Based on the Committee’s report, the government arrived at a figure of Rs 1300 crores required to pay the arrears for OROP in 2011-12. In 2013-14, the government enhanced the amount to Rs 1573 crores. Mr P. Chidambaram, the then finance minister, in his interim budget speech on 17 February 2014, granted a measly Rs 500 crores (based on the estimate of Rs 1573 crores) for the year 2014-15. Clearly, the UPA government and especially its long-serving Defence Minister AK Antony had not done due diligence on the issue. It was only on the eve of the 2014 general elections that the UPA tried to make half-hearted attempt to woo the veterans. Therefore for Mr Antony to now say, ‘we accepted the principle of OROP and NDA is only implementing it,’ is nothing short of perfidy.
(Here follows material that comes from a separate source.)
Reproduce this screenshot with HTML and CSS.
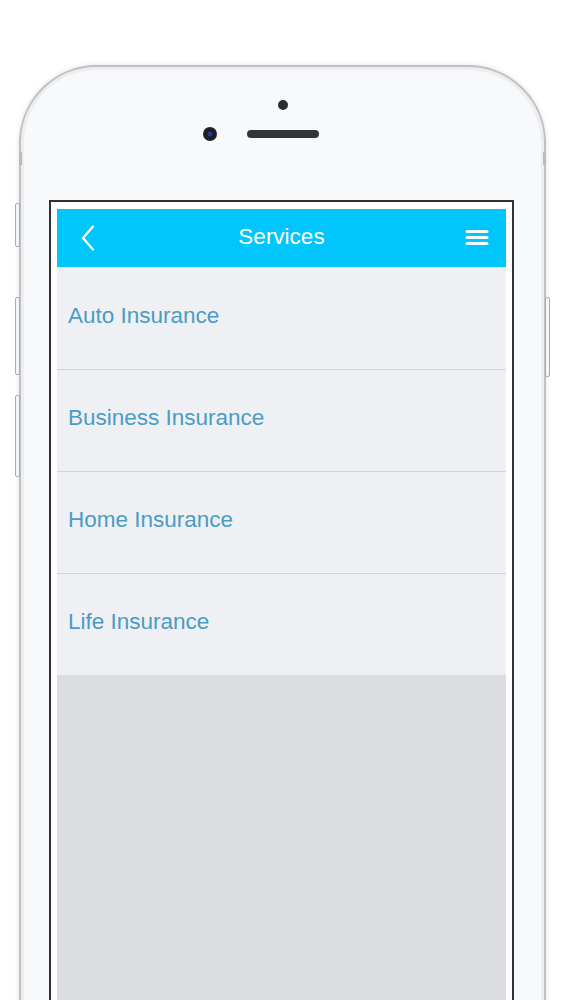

How casual the UPA was on the emotive issue is evident from the fact that it calculated the amount to be only in the range of Rs 1,000 to 15000 crores. A four-year long agitation in which veterans returned their hard earned gallantry awards and medals to the President by marching to the Rashtrapati Bhavan every week between 2008 and 2012 had failed to elicit any positive response from the heartless UPA.

Prime Minister Modi promised to implement OROP in his election campaign, primarily based on the assumption that it would cost less than Rs 2,000 crore at the most. However, when the Ministry of Defence (MoD) under the NDA actually got down to calculate the amount required to make the payment for OROP in 2014-15, it was realized that the funds required would be in the vicinity of Rs 8,000 crores annually. The Finance Ministry threw up its hands and said funds could be a problem but it is the meticulous calculations done by MoD under Parrikar and the Prime Minister’s personal intervention that has ensured that a 42-year long wait for the veterans is over, a fierce resistance by the civil bureaucracy notwithstanding.

There are some dissenting voices among the veterans even now, but their leaders must now realise that they have won the major war; setback in a smaller battle should not become a prestige issue. It is time veterans climb down from their maximal position.